» **GIVEN REQUEST**: Examine the material below and count the lines that hold the word "index". Report only the number.

» **INFORMATION SHOWN**:
● ● ● ● ● ● ●

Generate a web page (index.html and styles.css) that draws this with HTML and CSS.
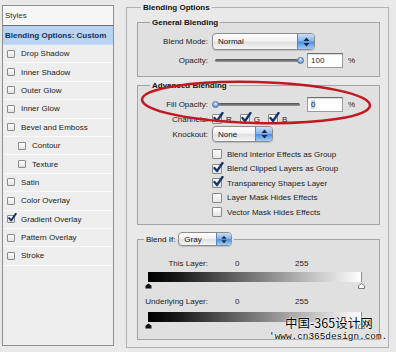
FILE: index.html
```html
<!DOCTYPE html>
<html lang="en">
<head>
    <meta charset="UTF-8">
    <meta name="viewport" content="width=device-width, initial-scale=1.0">
    <title>Layer Style</title>
    <link rel="stylesheet" href="styles.css">
</head>
<body>

<div class="window">
    <!-- daftar style di kiri -->
    <div class="styles-panel">
        <div class="styles-head">Styles</div>
        <div class="styles-item active">Blending Options: Custom</div>
        <div class="styles-item"><span class="cb"></span>Drop Shadow</div>
        <div class="styles-item"><span class="cb"></span>Inner Shadow</div>
        <div class="styles-item"><span class="cb"></span>Outer Glow</div>
        <div class="styles-item"><span class="cb"></span>Inner Glow</div>
        <div class="styles-item"><span class="cb"></span>Bevel and Emboss</div>
        <div class="styles-item sub"><span class="cb"></span>Contour</div>
        <div class="styles-item sub"><span class="cb"></span>Texture</div>
        <div class="styles-item"><span class="cb"></span>Satin</div>
        <div class="styles-item"><span class="cb"></span>Color Overlay</div>
        <div class="styles-item"><span class="cb on"><svg class="tick" width="10" height="10" viewBox="0 0 12 12"><path d="M2.5 6 L5 9 L10.5 1" /></svg></span>Gradient Overlay</div>
        <div class="styles-item"><span class="cb"></span>Pattern Overlay</div>
        <div class="styles-item"><span class="cb"></span>Stroke</div>
    </div>

    <!-- panel blending options -->
    <fieldset class="box outer">
        <legend>Blending Options</legend>

        <fieldset class="box group general">
            <legend>General Blending</legend>
            <div class="row">
                <span class="lbl">Blend Mode:</span>
                <div class="popup popup-mode">
                    <span class="popup-text">Normal</span>
                    <span class="popup-arrows"><svg width="7" height="10" viewBox="0 0 7 10"><path d="M0.5 4 L3.5 0.5 L6.5 4 Z M0.5 6 L3.5 9.5 L6.5 6 Z" /></svg></span>
                </div>
            </div>
            <div class="row">
                <span class="lbl">Opacity:</span>
                <div class="slider full">
                    <span class="track"></span><span class="knob"></span>
                </div>
                <div class="num">100</div>
                <span class="pct">%</span>
            </div>
        </fieldset>

        <fieldset class="box group advanced">
            <legend>Advanced Blending</legend>
            <div class="row fill-row">
                <span class="lbl">Fill Opacity:</span>
                <div class="slider empty">
                    <span class="knob"></span><span class="track"></span>
                </div>
                <div class="num"><span class="sel">0</span></div>
                <span class="pct">%</span>
            </div>
            <div class="row chan-row">
                <span class="lbl">Channels:</span>
                <span class="chan"><span class="cbx"><svg class="tick" width="12" height="12" viewBox="0 0 12 12"><path d="M2.5 6 L5 9 L10.5 1" /></svg></span>R</span>
                <span class="chan"><span class="cbx"><svg class="tick" width="12" height="12" viewBox="0 0 12 12"><path d="M2.5 6 L5 9 L10.5 1" /></svg></span>G</span>
                <span class="chan"><span class="cbx"><svg class="tick" width="12" height="12" viewBox="0 0 12 12"><path d="M2.5 6 L5 9 L10.5 1" /></svg></span>B</span>
            </div>
            <div class="row knock-row">
                <span class="lbl">Knockout:</span>
                <div class="popup popup-knock">
                    <span class="popup-text">None</span>
                    <span class="popup-arrows"><svg width="7" height="10" viewBox="0 0 7 10"><path d="M0.5 4 L3.5 0.5 L6.5 4 Z M0.5 6 L3.5 9.5 L6.5 6 Z" /></svg></span>
                </div>
            </div>
            <div class="checks">
                <div class="check-row"><span class="cbx"></span>Blend Interior Effects as Group</div>
                <div class="check-row"><span class="cbx"><svg class="tick" width="12" height="12" viewBox="0 0 12 12"><path d="M2.5 6 L5 9 L10.5 1" /></svg></span>Blend Clipped Layers as Group</div>
                <div class="check-row"><span class="cbx"><svg class="tick" width="12" height="12" viewBox="0 0 12 12"><path d="M2.5 6 L5 9 L10.5 1" /></svg></span>Transparency Shapes Layer</div>
                <div class="check-row"><span class="cbx"></span>Layer Mask Hides Effects</div>
                <div class="check-row"><span class="cbx"></span>Vector Mask Hides Effects</div>
            </div>
        </fieldset>

        <fieldset class="box group blendif">
            <legend>
                <span class="legend-row">
                    <span class="legend-lbl">Blend If:</span>
                    <span class="popup popup-gray">
                        <span class="popup-text">Gray</span>
                        <span class="popup-arrows"><svg width="6" height="9" viewBox="0 0 7 10"><path d="M0.5 4 L3.5 0.5 L6.5 4 Z M0.5 6 L3.5 9.5 L6.5 6 Z" /></svg></span>
                    </span>
                </span>
            </legend>
            <div class="layer-row">
                <span class="lbl">This Layer:</span>
                <span class="v-lo">0</span>
                <span class="v-hi">255</span>
            </div>
            <div class="ramp">
                <div class="ramp-bar"></div>
                <div class="ramp-thumbs">
                    <svg width="7" height="6" viewBox="0 0 7 6"><path class="th-dark" d="M0.5 5.5 V2.8 L3.5 0.5 L6.5 2.8 V5.5 Z" /></svg>
                    <svg width="7" height="6" viewBox="0 0 7 6"><path class="th-light" d="M0.5 5.5 V2.8 L3.5 0.5 L6.5 2.8 V5.5 Z" /></svg>
                </div>
            </div>
            <div class="layer-row under">
                <span class="lbl">Underlying Layer:</span>
                <span class="v-lo">0</span>
                <span class="v-hi">255</span>
            </div>
            <div class="ramp">
                <div class="ramp-bar"></div>
                <div class="ramp-thumbs">
                    <svg width="7" height="6" viewBox="0 0 7 6"><path class="th-dark" d="M0.5 5.5 V2.8 L3.5 0.5 L6.5 2.8 V5.5 Z" /></svg>
                    <svg width="7" height="6" viewBox="0 0 7 6"><path class="th-light" d="M0.5 5.5 V2.8 L3.5 0.5 L6.5 2.8 V5.5 Z" /></svg>
                </div>
            </div>
        </fieldset>
    </fieldset>
</div>

<!-- lingkaran merah penanda -->
<svg class="mark" width="396" height="352" viewBox="0 0 396 352">
    <ellipse cx="256" cy="102.5" rx="114" ry="20.5" transform="rotate(1.5 256 102.5)" />
</svg>

<div class="watermark">
    <div class="wm-cn">中国-365设计网</div>
    <div class="wm-url">'www.cn365design.com.</div>
</div>

</body>
</html>
```

FILE: styles.css
```css
* {
    box-sizing: border-box;
}
html, body {
    margin: 0;
}
body {
    position: relative;
    width: 396px;
    height: 352px;
    overflow: hidden;
    background-color: #e9e9e9;
    font-family: "Liberation Sans", Arial, sans-serif;
    font-size: 8px;
    color: #1c1c1c;
}
.window {
    display: flex;
    align-items: flex-start;
    padding: 2px 0 0 2px;
}

/* panel kiri */
.styles-panel {
    width: 112px;
    height: 341px;
    margin-top: 3px;
    border: 1px solid #8e8e8e;
    background-color: #eeeeee;
}
.styles-head {
    height: 20px;
    line-height: 19px;
    padding-left: 2px;
    background-color: #f7f7f7;
    border-bottom: 1px solid #6f6f6f;
    color: #333;
}
.styles-item {
    display: flex;
    align-items: center;
    height: 18.4px;
    padding-left: 4px;
    border-bottom: 1px solid #f9f9f9;
    color: #222;
}
.styles-item.active {
    height: 19px;
    padding-left: 2px;
    background-color: #b9d4f2;
    border-bottom: 1px solid #c9def5;
    font-weight: bold;
    color: #13305c;
}
.styles-item.sub {
    padding-left: 15px;
}
.cb {
    position: relative;
    flex: none;
    width: 8px;
    height: 8px;
    margin-right: 6px;
    border: 1px solid #8b8b8b;
    border-radius: 1px;
    background: linear-gradient(#ffffff, #e2e2e2);
}
.cb .tick {
    position: absolute;
    left: -1px;
    top: -3px;
}
.tick path {
    fill: none;
    stroke: #17356c;
    stroke-width: 2.3;
    stroke-linecap: round;
    stroke-linejoin: round;
}

/* group box */
.box {
    margin: 0;
    min-inline-size: 0;
    border: 1px solid #b2b2b2;
}
.box > legend {
    padding: 0 2px;
    line-height: 11px;
    font-weight: bold;
    color: #111;
}
.outer {
    width: 263px;
    margin-left: 12px;
    padding: 4px 8px 7px 10px;
}
.outer > legend {
    margin-left: 4px;
}
.group {
    padding: 0;
    border-color: #a4a4a4;
    background-color: rgba(0, 0, 0, 0.035);
}
.group > legend {
    margin-left: 12px;
}
.general {
    padding: 4px 0 6px;
}
.advanced {
    margin-top: 3px;
    padding: 5px 0 4.5px;
}
.blendif {
    margin-top: 7px;
    padding: 11px 0 9px;
}
.blendif > legend {
    margin-left: 6px;
    font-weight: normal;
}

.row {
    display: flex;
    align-items: center;
    height: 19px;
}
.lbl {
    flex: none;
    width: 70px;
    margin-right: 4px;
    text-align: right;
}

/* popup menu */
.popup {
    display: flex;
    align-items: center;
    height: 17px;
    border: 1px solid #8c8c8c;
    border-radius: 4px;
    background: linear-gradient(#ffffff, #f2f2f2 45%, #e0e0e0 55%, #f5f5f5);
    box-shadow: 0 1px 1px rgba(0, 0, 0, 0.15);
    overflow: hidden;
    font-weight: normal;
}
.popup-text {
    flex: 1;
    padding-left: 5px;
    color: #111;
}
.popup-arrows {
    display: flex;
    align-items: center;
    justify-content: center;
    align-self: stretch;
    width: 17px;
    border-left: 1px solid #5f84b8;
    background: linear-gradient(#c8dffa, #84b3ec 48%, #4c8ee0 52%, #a0ccf7);
}
.popup-arrows path {
    fill: #1b2944;
}
.popup-mode {
    width: 103px;
}
.popup-knock {
    width: 61px;
    height: 16px;
}
.popup-gray {
    width: 54px;
    height: 14px;
}
.popup-gray .popup-arrows {
    width: 15px;
}

/* slider */
.slider {
    display: flex;
    align-items: center;
    width: 92px;
    height: 9px;
}
.slider.full {
    padding-left: 3px;
}
.slider.empty {
    padding-right: 4px;
}
.track {
    flex: 1;
    height: 3px;
    border-radius: 2px;
    background: linear-gradient(#505050, #9a9a9a);
}
.knob {
    flex: none;
    width: 7px;
    height: 7px;
    border: 1px solid #4f6f9c;
    border-radius: 50%;
    background: radial-gradient(circle at 50% 30%, #eef5ff, #75aaea 60%, #3f78c2);
}
.full .knob {
    margin-left: -1px;
}
.empty .knob {
    margin-right: -1px;
}
.num {
    width: 36px;
    height: 15px;
    margin-left: 3px;
    padding-left: 3px;
    line-height: 13px;
    border: 1px solid #9a9a9a;
    border-top-color: #6d6d6d;
    background-color: #fff;
    box-shadow: inset 0 1px 1px rgba(0, 0, 0, 0.15);
}
.sel {
    background-color: #b6d6fd;
}
.pct {
    margin-left: 5px;
}
.fill-row {
    height: 17px;
}

/* checkbox kanan */
.cbx {
    position: relative;
    flex: none;
    width: 10px;
    height: 10px;
    border: 1px solid #8a8a8a;
    border-radius: 1px;
    background: linear-gradient(#ffffff, #e4e4e4);
}
.cbx .tick {
    position: absolute;
    left: -1px;
    top: -3px;
}
.chan-row {
    height: 12px;
}
.chan {
    display: flex;
    align-items: center;
    margin-right: 8px;
}
.chan .cbx {
    margin-right: 4px;
}
.knock-row {
    height: 18px;
}
.checks {
    margin-top: 4px;
    padding-left: 74px;
}
.check-row {
    display: flex;
    align-items: center;
    height: 14.5px;
}
.check-row .cbx {
    margin-right: 5px;
}

/* blend if */
.legend-row {
    display: flex;
    align-items: center;
    gap: 3px;
    height: 14px;
}
.layer-row {
    display: flex;
    align-items: center;
    height: 12px;
}
.layer-row.under {
    margin-top: 5px;
}
.v-lo {
    width: 60px;
    margin-left: 23px;
}
.ramp {
    width: 214px;
    margin: 3px 0 0 10px;
}
.layer-row.under + .ramp {
    margin-top: 5px;
}
.ramp-bar {
    height: 10px;
    border-right: 1px solid #8a8a8a;
    background: linear-gradient(to right, #000000 0%, #141414 12%, #ffffff 100%);
}
.ramp-thumbs {
    display: flex;
    justify-content: space-between;
    height: 8px;
    margin: 0 -3px;
    padding-top: 1px;
}
.th-dark {
    fill: #111;
}
.th-light {
    fill: #fff;
    stroke: #7a7a7a;
    stroke-width: 1;
}

/* penanda & watermark */
.mark {
    position: absolute;
    left: 0;
    top: 0;
    pointer-events: none;
}
.mark ellipse {
    fill: none;
    stroke: #c2181f;
    stroke-width: 2.5;
}
.watermark {
    position: absolute;
    left: 269px;
    top: 314px;
    color: #000;
    text-shadow: 0 0 1px #fff, 0 0 1px #fff, 0 0 2px #fff;
}
.wm-cn {
    padding-left: 16px;
    line-height: 17px;
    font-family: "Noto Sans CJK SC", sans-serif;
    font-size: 12.5px;
}
.wm-url {
    line-height: 12px;
    font-family: "Liberation Mono", monospace;
    font-size: 9.4px;
    white-space: nowrap;
}
```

● ● ● ● ● ● ●

» **FINAL RESULT**: 2